EVACUATION OF RICHMOND,
RETREAT AND SURRENDER
AT
APPOMATTOX.
By EDWARD M. BOYKIN,
LT. COL. 7th REG'T S.C. CAVALRY.
Third Edition.
NEW YORK:
E.J. HALE & SON, PUBLISHERS,
MURRAY STREET.
1874.
DEDICATION.
TO THE OFFICERS AND MEN OF THE
7th South Carolina Cavalry,
THIS
SHORT ACCOUNT OF AN INTERESTING PERIOD IN THEIR
MILITARY HISTORY,
AND THAT OF
THE CAUSE THEY LOVED SO WELL, AND FOR WHICH THEY
FOUGHT SO FAITHFULLY,
Is Dedicated,
BY ONE WHO CONSIDERS HAVING BEEN THEIR COMRADE THE
PROUDEST RECOLLECTION OF HIS LIFE.
PAGE 11
We passed into the "Rockets," the southern suburb of Richmond, at an easy marching gait, and there learned that the bridge had taken fire from some of the buildings, which by this time we could see were on fire in the city. Fearing our retreat would be cut off at that point, which would throw us from our position as rear-guard, we pushed on rapidly, the column moving at a trot through the "Rockets."
The peculiar population of that suburb were gathered on the sidewalk; bold, dirty looking women, who had evidently not been improved by four years' military association, dirtier (if possible) looking children, and here and there skulking, scoundrelly looking men, who in the general ruin were sneaking from the holes they had been hiding in—not, though, in the numbers that might have been expected, for the great crowd, as we soon saw, were hard at it, pillaging the burning city.
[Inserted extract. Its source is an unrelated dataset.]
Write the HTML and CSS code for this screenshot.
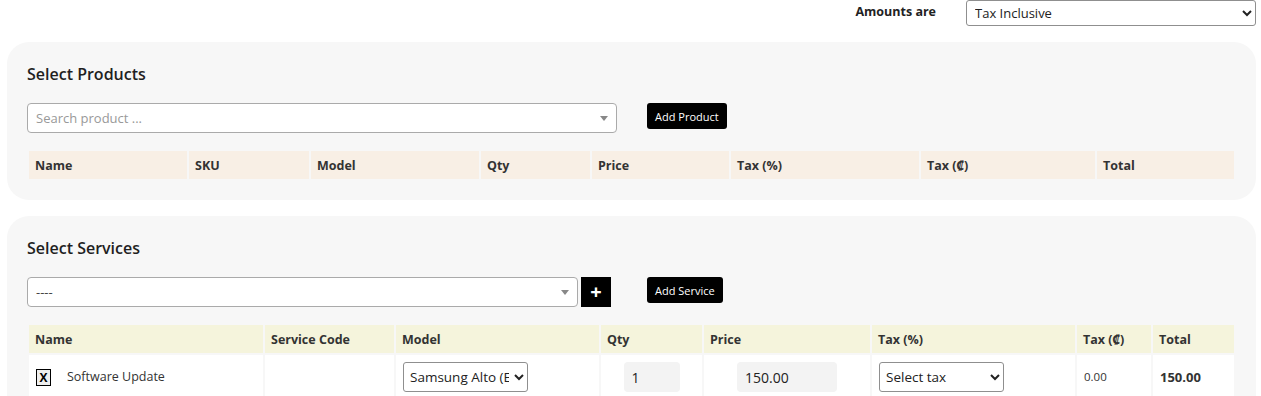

One strapping virago stood on the edge of the pavement with her arms akimbo, looking at us with intense scorn as we swept along; I could have touched her with the toe of my boot as I rode by her, closing the rear of the column; she caught my eye—"Yes," said she, with all of Tipperary in her brogue, "afther fighting them for four years ye're running like dawgs!" The woman was either drunk or very [12]much in earnest, for I give her credit for feeling all she said, and her son or husband had to do his own fighting, I will answer for it, wherever he was, or get no kiss or comfort from her. But I could not stop to explain that General Longstreet's particular orders were not to make a fight in the city, if it could be avoided, so I left her to the enjoyment of her own notions, unfavorable as they evidently were to us.